The following is a brief review of oil industry performance over the last 20 years or so. I´m writing this post because I sense there´s a bit of confusion and too much optimism regarding the amount of crude oil and condensate we have available to burn in the future.

I should clarify that crude oil and condensate are those fluids we extract from oil and gas wells, and we introduce in a refinery. These wells also produce natural gas liquids (NGL), such as ethane, propane, and butane. I´ve left these out of the picture because they are mostly used as chemical feedstocks or are marketed as LPG, where they compete with natural gas (methane). 

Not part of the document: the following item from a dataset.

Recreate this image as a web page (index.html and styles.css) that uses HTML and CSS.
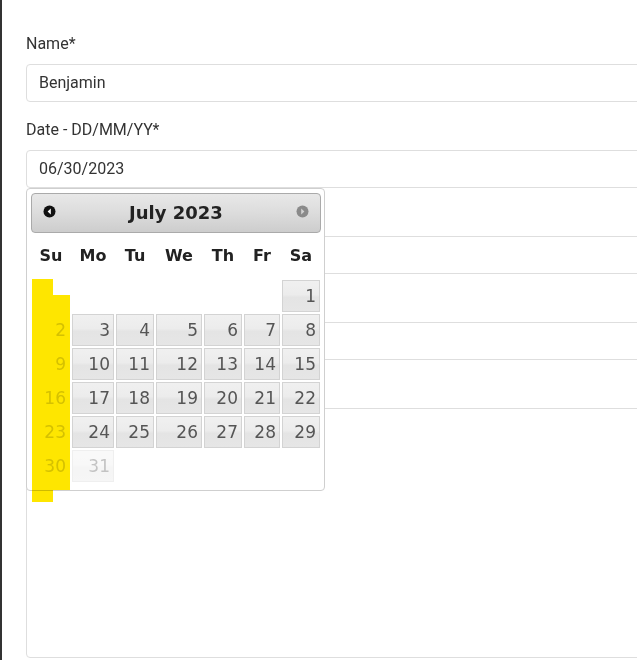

To show you my concern over this issue, I prepared a very complex spreadsheet, in which I introduced historical crude oil and condensate (C&C) data for all nations. After rumiating a while and pondering this data I decided to split these countries into several groups, which I called 

High Peformers - the top 18 oil industry gorillas, such as Saudi Arabia, Russia, the USA, Canada, Venezuela, Brazil, and so on. These 18 countries produced 61 out of 78 million barrels per day of C&C produced in the world in 2014. 

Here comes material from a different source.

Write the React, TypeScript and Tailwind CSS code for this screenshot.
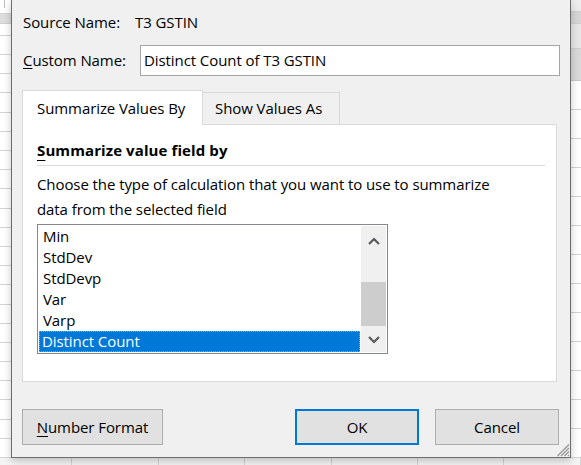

Please note I´m saying the world produced 78 million barrels, and not the higher volumes reported by agencies such as OPEC because I don´t add NGLs, syncrudes, refinery volume gains, and biofuels to the mix. I think adding those non C&C products tends to cloud our vision when it comes to what´s coming out of the ground. 

Medium - The next 28 countries. These include Azerbaijan, India, Equatorial Guinea, Gabon, Ecuador, Argentina, etc. The analysis you see below focuses on these countries. They produced 8.5 million barrels per day in 2014. 

Note that I´ve lived, worked, or consulted in most of these, so I´m fairly familiar with what goes on. 

Low - The next 28 countries. These range from Tunisia to Guatemala. They don´t really mean much. 

Marginal - 22 weaklings. They produce less than a single brand new deep water well, about 50 thousand barrels per day. 

Conflict and New Source Group - 5 countries which have production rates impacted by politics, conflicts, sanctions, etc, (Libya, Iraq, Iran, Syria, Sudan & South Sudan),  plus a line for new emerging production areas (this would include Uganda, the Falklands, Deep Water Guayana, etc). They produced 7.3 million barrels of C&C per day in 2014, but I project they´ll produce over 10 million barrels of oil per day by 2030, if their political issues and economics have positive outcomes. 

Now I´m going to show you the production curve for the Medium group. This group is interesting because they are mostly  established producers, with steadily declining production. They have been unable to reverse this decline even in a high price environment such as we saw in the 2001 to 2014 period. 


I measured their decline rate during the climbing oil price period, which reached $100 per barrel, to be 2 % per year (meaning each year the rate is 2 % lower than the previous year´s). The oil rates and prices are shown in the following graph: 

Figure 1. Medium capacity countries production and oil prices. 
The red line is the derived 2 % decline

I have to limit this post to something reasonable. So I won´t show the details of the gyrations I have gone through to estimate the future performance of individual countries. I will limit myself to showing you one of the graphs I got, which shows crude oil and condensate production holding somewhat steady, with a minor increase, over the next 10 years, Production peaks around 2025, and afterwards it starts on a slow decline which goes on over 100 years. 

Figure 2. An oil production forecast showing peak crude and 
condensate  in 2025.  Don´t take this too seriously. 

This forecast assumes there´s sufficient will power, technology, raw materials to make batteries, etc, to drive a gradual replacement of oil derived liquid fuels by plug in hybrids and fully electric vehicles. This is a raw assumption, meaning I haven´t got the foggiest idea if this is possible or not. 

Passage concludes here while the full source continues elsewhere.